La tempête, qui nous avoit forcé sur nos ancres et chassé de la Rade de Tinian, ne commença à s’abattre qu’au bout de trois jours ; alors nous remimes notre Vergue de Misaine en état et nous travaillames à hisser notre grande Vergue, mais les Drisses rompirent ; et un de nos Gens en ayant été tué, cet accident nous arrêta dans cette maneuvre. Le lendemain, 26 de Septembre, fut pour nous tous un jour de cruelle fatigue : car, en pareils cas, personne n’est exemt de travail, et quiconque se trouve à bord devient Matelot. Notre principale occupation fut de retirer notre maitresse ancre, que pendant tout ce tems, nous avions traînée, à Côte du Vaisseau au bout d’un cable allongé d’un autre. Cet ouvrage étoit doublement nécessaire ; car outre le risque de naviger avec une ancre en cet état, c’étoit de plus, la dernière qui nous restât, et si nous étions venus à la perdre nous nous serions trouvé dans les plus grands embaras, quand même nous eussions eu le bonheur de regagner la Rade. Nous y travaillames donc douze heures de suite de toutes nos forces, et nous en étions parvenus à amener cette ancre à vue ; mais la nuit survenant et nous trouvant excessivement fatigués, nous fumes obligés de nous arrêter et de laisser notre ouvrage imparfait, jusqu’au lendemain matin, qu’aidés des forces que le repos d’une nuit nous avoit rendues, nous vinmes à bout de notre entreprise et remimes notre ancre sur le Bossoir.

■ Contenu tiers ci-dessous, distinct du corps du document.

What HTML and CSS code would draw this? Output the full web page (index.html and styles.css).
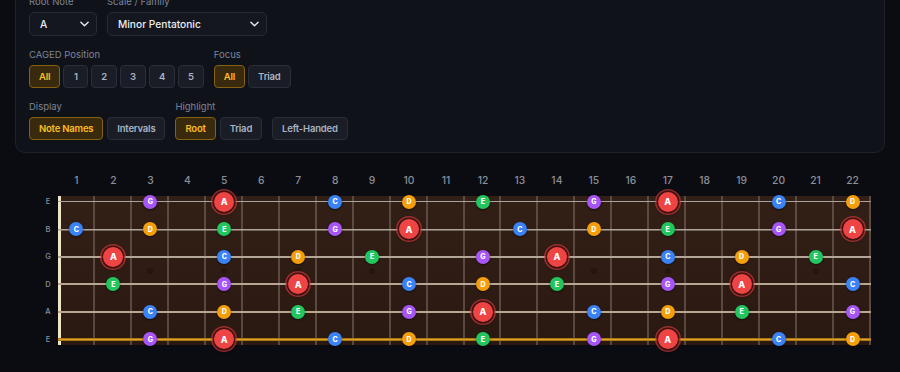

Le même jour, 27 de Septembre, nous réussimes encore à une autre opération importante, c’étoit celle de hisser notre grande Vergue ; et alors, nous trouvant en quelque sorte remis du trouble, et du désordre où nous étions, lorsque nous fumes jettés en Mer, et pouvant faire usage de nos voiles basses, nous commençames à porter à l’Est, dans l’espérance de regagner l’Ile de Tinian et de rejoindre notre Commandeur en peu de jours : car nous ne nous faisions qu’à quarante-sept lieues au Sud-Ouest de cette Ile. Mais le 1 d’Octobre, ayant déja fait assez de chemin, pour pouvoir la découvrir, nous fumes fort déconcertés de nous appercevoir que nous étions loin de notre compte, et nous fumes convaincus, que les courans nous avoient portés vers l’Ouest. Nous ne pouvions estimer au juste à combien cette dérive pouvoit aller, ni par conséquent combien de tems il nous falloit encore pour regagner cette Ile ; cependant nous avions lieu de crainte de manquer d’eau, nous ne savions pas trop bien quelle quantité nous en avions à bord, et nous avions remarqué que plusieurs de nos Futailles étoient usées et qu’elles avoient coulé plus d’à moitié. Enfin le jour suivant, nous sortimes de l’incertitude où nous étions, et la vue de l’Ile de Guam, nous apprit que les Courans nous avoient fait dériver quarante-quatre lieues à l’Ouest, plus que ne portoit notre estime. Assurés du point où nous étions, nous portames à l’Est, avec un travail extrême, car le vent étant fixé à la bande de l’Est, nous étions obligés à faire de fréquentes bordées ; et notre Equipage étoit si foible, qu’en mettant tous la main à l’œuvre, c’étoit tout ce que nous pouvions faire que de virer de bord. Cette terrible fatigue ne finit que l’11 d’Octobre, dix-neuvième jour depuis notre départ ; ce fut alors que nous parvinmes à la vue de Tinian, et que nous reçumes du renfort de ceux qui étoient à terre, comme je l’ai rapporté ci-devant. Ce soir même, nous jettames l’ancre dans la Rade de cette Ile, et nous nous trouvames, à notre grande joie, réunis avec nos Compagnons, heureusement délivrés les uns et les autres des craintes et des travaux où ce triste accident nous avoit jettés.